Ramadan comes with a culture of strong values and an intensive ethical orientation. It is not simply a time to abstain from enjoying food and sex during the day but a month in which the mind and body are disciplined in ethical behavior. The Prophetic pronouncement is, “If someone does not stop telling lies and promoting falsehood during the fast, then know, Allāh does not want a person to simply stop eating and drinking” (Bukhārī, Kitāb al-sawm, hadīth 127).

Ramadan has been called by the Prophet the month of brotherhood and forgiveness and blessings. He further stresses that during this month one should try to be kind and compassionate to one's subordinates, workers, and even those one may not like.

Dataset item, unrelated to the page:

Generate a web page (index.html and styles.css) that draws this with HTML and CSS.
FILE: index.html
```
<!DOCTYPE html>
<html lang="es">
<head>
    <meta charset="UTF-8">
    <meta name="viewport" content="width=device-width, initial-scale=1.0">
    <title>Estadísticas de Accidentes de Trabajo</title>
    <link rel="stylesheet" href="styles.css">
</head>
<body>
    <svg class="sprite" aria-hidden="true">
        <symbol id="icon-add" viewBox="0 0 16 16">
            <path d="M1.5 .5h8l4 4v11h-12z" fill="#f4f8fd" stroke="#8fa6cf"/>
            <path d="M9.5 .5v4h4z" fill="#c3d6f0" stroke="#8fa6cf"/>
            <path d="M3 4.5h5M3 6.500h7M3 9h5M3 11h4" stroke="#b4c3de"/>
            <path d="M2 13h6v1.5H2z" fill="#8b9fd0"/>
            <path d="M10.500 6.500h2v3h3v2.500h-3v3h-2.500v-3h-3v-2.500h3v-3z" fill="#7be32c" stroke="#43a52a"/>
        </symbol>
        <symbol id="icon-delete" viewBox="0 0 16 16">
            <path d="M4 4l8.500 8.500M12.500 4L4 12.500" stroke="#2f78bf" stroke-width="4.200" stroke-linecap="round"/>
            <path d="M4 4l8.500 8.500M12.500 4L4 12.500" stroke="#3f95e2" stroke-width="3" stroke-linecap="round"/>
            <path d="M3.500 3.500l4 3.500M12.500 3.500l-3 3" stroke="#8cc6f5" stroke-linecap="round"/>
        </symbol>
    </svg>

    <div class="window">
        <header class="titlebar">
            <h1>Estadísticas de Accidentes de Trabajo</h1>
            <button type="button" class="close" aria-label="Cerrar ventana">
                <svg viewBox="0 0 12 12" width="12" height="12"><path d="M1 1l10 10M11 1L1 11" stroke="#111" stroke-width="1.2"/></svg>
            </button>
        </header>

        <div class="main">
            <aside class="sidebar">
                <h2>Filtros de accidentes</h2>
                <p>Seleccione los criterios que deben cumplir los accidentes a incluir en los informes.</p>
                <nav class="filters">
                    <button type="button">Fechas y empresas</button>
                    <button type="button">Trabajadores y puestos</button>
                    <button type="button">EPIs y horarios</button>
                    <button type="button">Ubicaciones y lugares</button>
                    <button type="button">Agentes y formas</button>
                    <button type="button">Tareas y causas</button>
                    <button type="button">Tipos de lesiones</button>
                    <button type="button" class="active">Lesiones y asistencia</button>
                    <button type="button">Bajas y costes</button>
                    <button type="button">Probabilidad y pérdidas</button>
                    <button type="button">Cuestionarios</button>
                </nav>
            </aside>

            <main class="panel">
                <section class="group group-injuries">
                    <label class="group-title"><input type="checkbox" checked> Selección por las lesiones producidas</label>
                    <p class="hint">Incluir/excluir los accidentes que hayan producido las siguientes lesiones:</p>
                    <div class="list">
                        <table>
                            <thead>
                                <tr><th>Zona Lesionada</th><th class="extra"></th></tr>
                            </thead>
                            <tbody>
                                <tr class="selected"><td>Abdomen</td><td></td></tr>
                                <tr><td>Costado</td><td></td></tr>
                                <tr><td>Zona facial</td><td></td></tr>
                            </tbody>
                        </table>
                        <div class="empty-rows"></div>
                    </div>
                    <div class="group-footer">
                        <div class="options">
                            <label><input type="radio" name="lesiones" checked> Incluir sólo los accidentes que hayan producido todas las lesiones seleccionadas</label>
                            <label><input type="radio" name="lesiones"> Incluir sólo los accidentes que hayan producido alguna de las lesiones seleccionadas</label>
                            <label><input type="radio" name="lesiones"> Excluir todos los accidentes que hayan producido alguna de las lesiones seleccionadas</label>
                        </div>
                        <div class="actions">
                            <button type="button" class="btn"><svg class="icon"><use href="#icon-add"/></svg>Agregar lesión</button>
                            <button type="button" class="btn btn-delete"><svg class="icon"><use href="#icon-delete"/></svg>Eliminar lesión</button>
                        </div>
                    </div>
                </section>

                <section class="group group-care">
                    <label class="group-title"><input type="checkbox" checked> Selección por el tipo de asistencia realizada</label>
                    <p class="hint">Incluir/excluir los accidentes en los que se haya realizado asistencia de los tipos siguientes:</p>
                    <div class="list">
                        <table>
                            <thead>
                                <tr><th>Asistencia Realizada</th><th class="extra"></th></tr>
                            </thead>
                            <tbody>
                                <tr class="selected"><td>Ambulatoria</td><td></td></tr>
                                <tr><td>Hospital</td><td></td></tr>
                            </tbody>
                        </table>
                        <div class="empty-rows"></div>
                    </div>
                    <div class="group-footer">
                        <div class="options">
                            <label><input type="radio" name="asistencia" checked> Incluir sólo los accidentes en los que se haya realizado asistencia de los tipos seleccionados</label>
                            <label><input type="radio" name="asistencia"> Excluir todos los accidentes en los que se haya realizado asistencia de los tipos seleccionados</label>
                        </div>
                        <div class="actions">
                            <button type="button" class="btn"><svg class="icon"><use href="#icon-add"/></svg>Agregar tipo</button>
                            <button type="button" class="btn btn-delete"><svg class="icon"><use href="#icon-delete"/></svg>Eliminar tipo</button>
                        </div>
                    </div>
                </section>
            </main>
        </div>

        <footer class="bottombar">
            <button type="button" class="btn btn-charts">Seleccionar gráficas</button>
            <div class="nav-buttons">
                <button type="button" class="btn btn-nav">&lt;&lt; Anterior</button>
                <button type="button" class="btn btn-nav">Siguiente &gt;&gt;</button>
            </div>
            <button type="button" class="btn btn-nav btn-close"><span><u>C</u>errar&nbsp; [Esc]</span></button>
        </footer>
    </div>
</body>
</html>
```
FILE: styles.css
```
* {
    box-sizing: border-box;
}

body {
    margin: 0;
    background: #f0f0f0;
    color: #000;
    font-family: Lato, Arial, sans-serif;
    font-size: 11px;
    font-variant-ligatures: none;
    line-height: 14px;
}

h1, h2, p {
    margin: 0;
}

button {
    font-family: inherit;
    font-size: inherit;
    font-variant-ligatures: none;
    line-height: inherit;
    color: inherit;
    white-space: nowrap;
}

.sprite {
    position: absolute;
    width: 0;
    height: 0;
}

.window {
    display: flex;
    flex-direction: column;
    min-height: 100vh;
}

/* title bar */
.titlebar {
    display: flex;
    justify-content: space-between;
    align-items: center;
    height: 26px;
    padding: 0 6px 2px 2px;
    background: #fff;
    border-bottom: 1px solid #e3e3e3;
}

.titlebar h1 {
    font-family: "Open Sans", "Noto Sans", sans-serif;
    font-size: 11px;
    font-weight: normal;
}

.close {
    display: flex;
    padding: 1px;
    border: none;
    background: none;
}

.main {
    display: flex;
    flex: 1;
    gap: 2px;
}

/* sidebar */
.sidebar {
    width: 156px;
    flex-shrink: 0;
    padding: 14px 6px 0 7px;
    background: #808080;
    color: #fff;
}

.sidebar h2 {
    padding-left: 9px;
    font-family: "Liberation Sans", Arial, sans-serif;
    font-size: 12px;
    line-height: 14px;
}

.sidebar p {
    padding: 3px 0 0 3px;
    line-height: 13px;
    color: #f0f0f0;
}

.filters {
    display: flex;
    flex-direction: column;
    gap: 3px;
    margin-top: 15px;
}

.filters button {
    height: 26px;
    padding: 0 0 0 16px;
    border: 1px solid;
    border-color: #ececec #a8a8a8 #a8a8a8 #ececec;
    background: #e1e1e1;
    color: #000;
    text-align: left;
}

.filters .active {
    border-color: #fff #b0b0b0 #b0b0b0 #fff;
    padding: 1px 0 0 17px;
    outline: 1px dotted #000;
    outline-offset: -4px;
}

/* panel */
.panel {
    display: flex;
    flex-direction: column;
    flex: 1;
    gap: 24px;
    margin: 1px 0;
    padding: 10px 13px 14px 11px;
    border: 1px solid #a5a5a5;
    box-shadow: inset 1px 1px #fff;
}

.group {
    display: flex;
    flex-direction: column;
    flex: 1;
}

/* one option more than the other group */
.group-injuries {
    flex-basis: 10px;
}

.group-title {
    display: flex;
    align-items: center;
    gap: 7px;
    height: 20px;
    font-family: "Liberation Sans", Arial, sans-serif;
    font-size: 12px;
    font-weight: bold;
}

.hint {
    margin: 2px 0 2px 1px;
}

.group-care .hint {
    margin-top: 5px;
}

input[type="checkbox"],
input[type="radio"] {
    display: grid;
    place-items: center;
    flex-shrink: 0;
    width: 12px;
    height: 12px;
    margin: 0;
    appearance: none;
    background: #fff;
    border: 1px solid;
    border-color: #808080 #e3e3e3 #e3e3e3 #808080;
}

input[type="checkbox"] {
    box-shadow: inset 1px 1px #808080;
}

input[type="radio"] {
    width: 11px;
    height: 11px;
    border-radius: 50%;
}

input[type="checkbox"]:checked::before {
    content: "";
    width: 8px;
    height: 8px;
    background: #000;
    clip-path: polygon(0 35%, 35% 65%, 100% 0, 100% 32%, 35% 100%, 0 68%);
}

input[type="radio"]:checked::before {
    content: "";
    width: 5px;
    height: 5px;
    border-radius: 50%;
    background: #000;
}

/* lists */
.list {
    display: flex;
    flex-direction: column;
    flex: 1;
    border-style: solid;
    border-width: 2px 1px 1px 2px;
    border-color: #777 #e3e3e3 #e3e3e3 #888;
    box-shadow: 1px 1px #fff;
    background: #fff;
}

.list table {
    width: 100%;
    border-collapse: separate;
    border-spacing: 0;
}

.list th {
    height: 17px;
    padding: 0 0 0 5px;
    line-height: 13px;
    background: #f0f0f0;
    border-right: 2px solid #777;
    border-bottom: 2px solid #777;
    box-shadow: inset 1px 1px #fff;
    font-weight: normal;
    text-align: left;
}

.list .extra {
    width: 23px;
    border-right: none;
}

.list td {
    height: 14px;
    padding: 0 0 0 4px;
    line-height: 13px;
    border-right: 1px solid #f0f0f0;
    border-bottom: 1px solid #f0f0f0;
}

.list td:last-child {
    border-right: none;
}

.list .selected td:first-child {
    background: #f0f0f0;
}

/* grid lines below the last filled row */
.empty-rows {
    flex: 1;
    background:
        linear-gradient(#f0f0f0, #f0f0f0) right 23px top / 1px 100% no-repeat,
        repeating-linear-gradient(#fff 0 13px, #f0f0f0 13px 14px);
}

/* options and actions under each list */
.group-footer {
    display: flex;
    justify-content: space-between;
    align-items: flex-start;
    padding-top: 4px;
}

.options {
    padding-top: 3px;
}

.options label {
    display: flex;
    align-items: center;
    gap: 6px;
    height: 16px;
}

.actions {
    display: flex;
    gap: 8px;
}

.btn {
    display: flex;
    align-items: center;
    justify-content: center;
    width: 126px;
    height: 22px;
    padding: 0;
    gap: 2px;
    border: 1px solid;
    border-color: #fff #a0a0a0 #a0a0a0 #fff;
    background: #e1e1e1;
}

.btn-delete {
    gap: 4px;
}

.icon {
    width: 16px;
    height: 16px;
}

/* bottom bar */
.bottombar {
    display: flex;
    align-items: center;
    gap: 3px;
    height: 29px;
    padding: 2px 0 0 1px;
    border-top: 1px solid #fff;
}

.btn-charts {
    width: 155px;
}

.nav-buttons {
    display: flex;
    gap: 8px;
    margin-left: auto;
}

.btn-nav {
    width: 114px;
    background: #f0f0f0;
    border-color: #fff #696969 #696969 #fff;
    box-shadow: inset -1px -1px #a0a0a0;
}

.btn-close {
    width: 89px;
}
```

Fasting in the month of Ramadan should not be considered an exercise in denouncing the pleasure one draws from food or sex. The Qurʿān and Prophet most strongly condemn self-mortification and celibacy. It essentially is a month-long ethical and moral orientation program in order to learn how to manage time, food, and other resources; how to build interpersonal relations; and while fully involved in so-called worldly activities to seek guidance from the Qurʿānic work ethic in making economic, social, and cultural behavior both ethical and moral. Ramadan tries to make an ethical paradigm shift in the conduct, mind-set, and transactions of an individual in the society.

Two events other than the Qurʿānic revelation are historical landmarks associated with the month of Ramadan. The first armed conflict that established the legitimacy of the city-state of Medina after the Prophet's migration (hijrah) from Mecca took place on the 17th of Ramadan in the second year of hijrah (624 CE). The other event that changed the map of Arabia and the world was the conquest of Mecca on the 20th of Ramadan in the eighth year of hijrah (630 CE).